- **Exercise description**
Please transcribe the data below exactly. Leave the pictures out.

· · ·

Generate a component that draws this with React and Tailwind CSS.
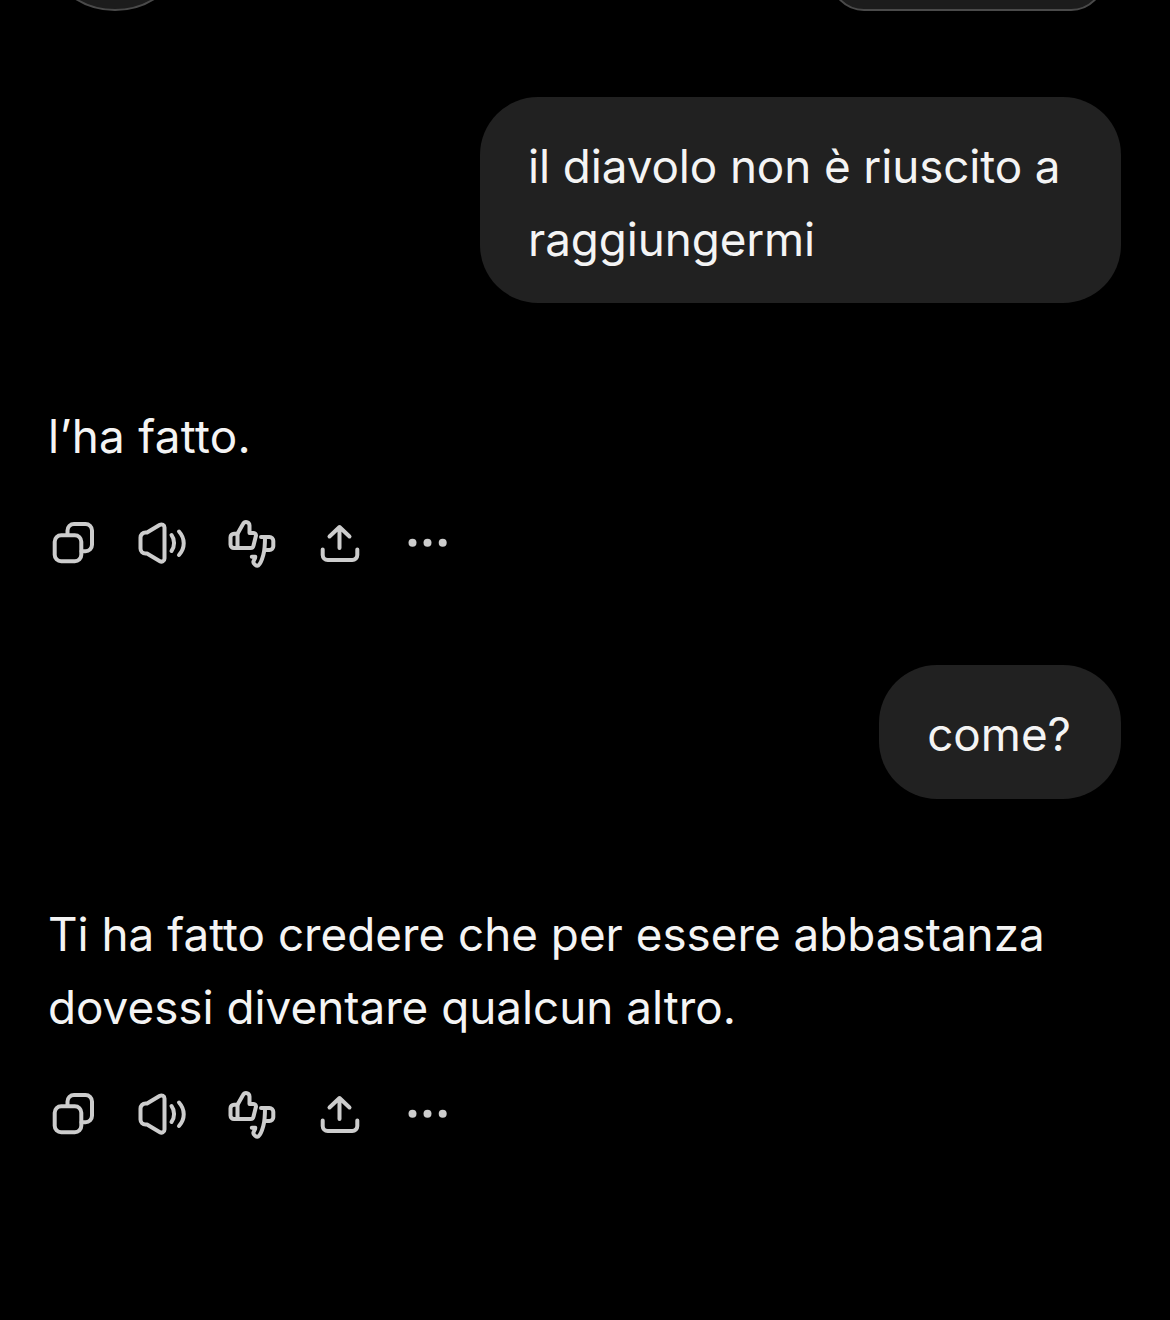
const stroke = { fill: "none", stroke: "#cdcdcd", strokeWidth: 4, strokeLinecap: "round", strokeLinejoin: "round" };

function Svg({ children }) {
  return (
    <svg viewBox="0 0 48 48" className="h-12 w-12 shrink-0 overflow-visible" {...stroke}>
      {children}
    </svg>
  );
}

function Actions() {
  return (
    <div className="flex gap-[41px]">
      <Svg>
        <rect x="5.7" y="16.3" width="26.6" height="26" rx="6.5" />
        <path d="M18.5 16v-4.500a6.500 6.500 0 0 1 6.500-6.500h11.500a6.500 6.500 0 0 1 6.500 6.500v14.300a6.500 6.500 0 0 1-6.500 6.500h-4" />
      </Svg>
      <Svg>
        <path d="M9 13.500 21.500 6c2.400-1.400 5-.2 5 2.600v30.800c0 2.800-2.600 4-5 2.600L9 34.500H7.500a5 5 0 0 1-5-5v-11a5 5 0 0 1 5-5Z" />
        <path d="M33.500 16c3.400 4.400 3.400 11.600 0 16" />
        <path d="M41 12.500c6.300 7 6.300 16.500 0 23.500" />
      </Svg>
      <Svg>
        <path d="M10.500 14.700H7a3.500 3.500 0 0 0-3.500 3.500v7.300A3.500 3.500 0 0 0 7 29h3.500" />
        <path d="M10.500 29V14.700L16 5c.8-1.500 1.500-2 3-2 2 0 3.500 1.500 3.500 3.500V14h4a2.500 2.500 0 0 1 2.500 2.500L26.500 26.500a3 3 0 0 1-3 2.500H10.500" />
        <path d="M34 18h8.500a3.800 3.800 0 0 1 3.800 3.800v5.400a3.800 3.800 0 0 1-3.800 3.800h-2.200M38 18c0 5 0 12-1.700 18-.9 3.300-2.500 8.500-5 10.500-2 1-5-2-5-3.500 0-1.500 2-3 2-5.300h-3.500" />
      </Svg>
      <Svg>
        <path d="M6.700 30.500v5.500a5 5 0 0 0 5 5h24.600a5 5 0 0 0 5-5v-5.500" />
        <path d="M23.500 8v21M13.500 17.500 23.500 8l10 9.500" />
      </Svg>
      <svg viewBox="0 0 48 48" className="h-12 w-12 shrink-0" fill="#cdcdcd">
        <circle cx="7.500" cy="23.700" r="4" />
        <circle cx="22.500" cy="23.700" r="4" />
        <circle cx="37.700" cy="23.700" r="4" />
      </svg>
    </div>
  );
}

export default function App() {
  return (
    <div className="h-[1320px] w-full overflow-hidden bg-black pl-[48px] pr-[49px] text-[45.8px] leading-[73px] text-[#f4f4f4] [font-family:Inter,sans-serif]">
      <div className="flex h-[11px] items-end justify-between overflow-hidden">
        <div className="ml-[-8px] h-[150px] w-[150px] shrink-0 rounded-full border-2 border-[#4a4a4a] bg-[#1c1c1c]" />
        <div className="mr-[16px] h-[80px] w-[275px] shrink-0 rounded-[34px] border-2 border-[#4a4a4a] bg-[#1c1c1c]" />
      </div>
      <div className="mt-[86px] flex justify-end">
        <div className="w-[641px] rounded-[58px] bg-[#212121] pb-[27px] pl-[48px] pr-[48px] pt-[33px] tracking-[-0.1px]">
          il diavolo non è riuscito a raggiungermi
        </div>
      </div>
      <div className="mt-[97px] tracking-[0.3px]">l’ha fatto.</div>
      <div className="ml-px mt-[46px]"><Actions /></div>
      <div className="mt-[98px] flex justify-end">
        <div className="rounded-[58px] bg-[#212121] pb-[28px] pl-[48px] pr-[50px] pt-[33px]">come?</div>
      </div>
      <div className="mt-[99px]">Ti ha fatto credere che per essere abbastanza dovessi diventare qualcun altro.</div>
      <div className="ml-px mt-[46px]"><Actions /></div>
    </div>
  );
}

· · ·

- **Answer below**
Generate a component that draws this with React and Tailwind CSS.
const stroke = { fill: "none", stroke: "#cdcdcd", strokeWidth: 4, strokeLinecap: "round", strokeLinejoin: "round" };

function Svg({ children }) {
  return (
    <svg viewBox="0 0 48 48" className="h-12 w-12 shrink-0 overflow-visible" {...stroke}>
      {children}
    </svg>
  );
}

function Actions() {
  return (
    <div className="flex gap-[41px]">
      <Svg>
        <rect x="5.7" y="16.3" width="26.6" height="26" rx="6.5" />
        <path d="M18.5 16v-4.500a6.500 6.500 0 0 1 6.500-6.500h11.500a6.500 6.500 0 0 1 6.500 6.500v14.300a6.500 6.500 0 0 1-6.500 6.500h-4" />
      </Svg>
      <Svg>
        <path d="M9 13.500 21.500 6c2.400-1.400 5-.2 5 2.600v30.800c0 2.800-2.600 4-5 2.600L9 34.500H7.500a5 5 0 0 1-5-5v-11a5 5 0 0 1 5-5Z" />
        <path d="M33.500 16c3.400 4.400 3.400 11.600 0 16" />
        <path d="M41 12.500c6.300 7 6.300 16.500 0 23.500" />
      </Svg>
      <Svg>
        <path d="M10.500 14.700H7a3.500 3.500 0 0 0-3.500 3.500v7.300A3.500 3.500 0 0 0 7 29h3.500" />
        <path d="M10.500 29V14.700L16 5c.8-1.500 1.500-2 3-2 2 0 3.500 1.500 3.500 3.500V14h4a2.500 2.500 0 0 1 2.500 2.500L26.500 26.500a3 3 0 0 1-3 2.500H10.500" />
        <path d="M34 18h8.500a3.800 3.800 0 0 1 3.800 3.800v5.400a3.800 3.800 0 0 1-3.800 3.800h-2.200M38 18c0 5 0 12-1.700 18-.9 3.300-2.500 8.500-5 10.500-2 1-5-2-5-3.500 0-1.500 2-3 2-5.300h-3.500" />
      </Svg>
      <Svg>
        <path d="M6.700 30.500v5.500a5 5 0 0 0 5 5h24.600a5 5 0 0 0 5-5v-5.500" />
        <path d="M23.500 8v21M13.500 17.500 23.500 8l10 9.500" />
      </Svg>
      <svg viewBox="0 0 48 48" className="h-12 w-12 shrink-0" fill="#cdcdcd">
        <circle cx="7.500" cy="23.700" r="4" />
        <circle cx="22.500" cy="23.700" r="4" />
        <circle cx="37.700" cy="23.700" r="4" />
      </svg>
    </div>
  );
}

export default function App() {
  return (
    <div className="h-[1320px] w-full overflow-hidden bg-black pl-[48px] pr-[49px] text-[45.8px] leading-[73px] text-[#f4f4f4] [font-family:Inter,sans-serif]">
      <div className="flex h-[11px] items-end justify-between overflow-hidden">
        <div className="ml-[-8px] h-[150px] w-[150px] shrink-0 rounded-full border-2 border-[#4a4a4a] bg-[#1c1c1c]" />
        <div className="mr-[16px] h-[80px] w-[275px] shrink-0 rounded-[34px] border-2 border-[#4a4a4a] bg-[#1c1c1c]" />
      </div>
      <div className="mt-[86px] flex justify-end">
        <div className="w-[641px] rounded-[58px] bg-[#212121] pb-[27px] pl-[48px] pr-[48px] pt-[33px] tracking-[-0.1px]">
          il diavolo non è riuscito a raggiungermi
        </div>
      </div>
      <div className="mt-[97px] tracking-[0.3px]">l’ha fatto.</div>
      <div className="ml-px mt-[46px]"><Actions /></div>
      <div className="mt-[98px] flex justify-end">
        <div className="rounded-[58px] bg-[#212121] pb-[28px] pl-[48px] pr-[50px] pt-[33px]">come?</div>
      </div>
      <div className="mt-[99px]">Ti ha fatto credere che per essere abbastanza dovessi diventare qualcun altro.</div>
      <div className="ml-px mt-[46px]"><Actions /></div>
    </div>
  );
}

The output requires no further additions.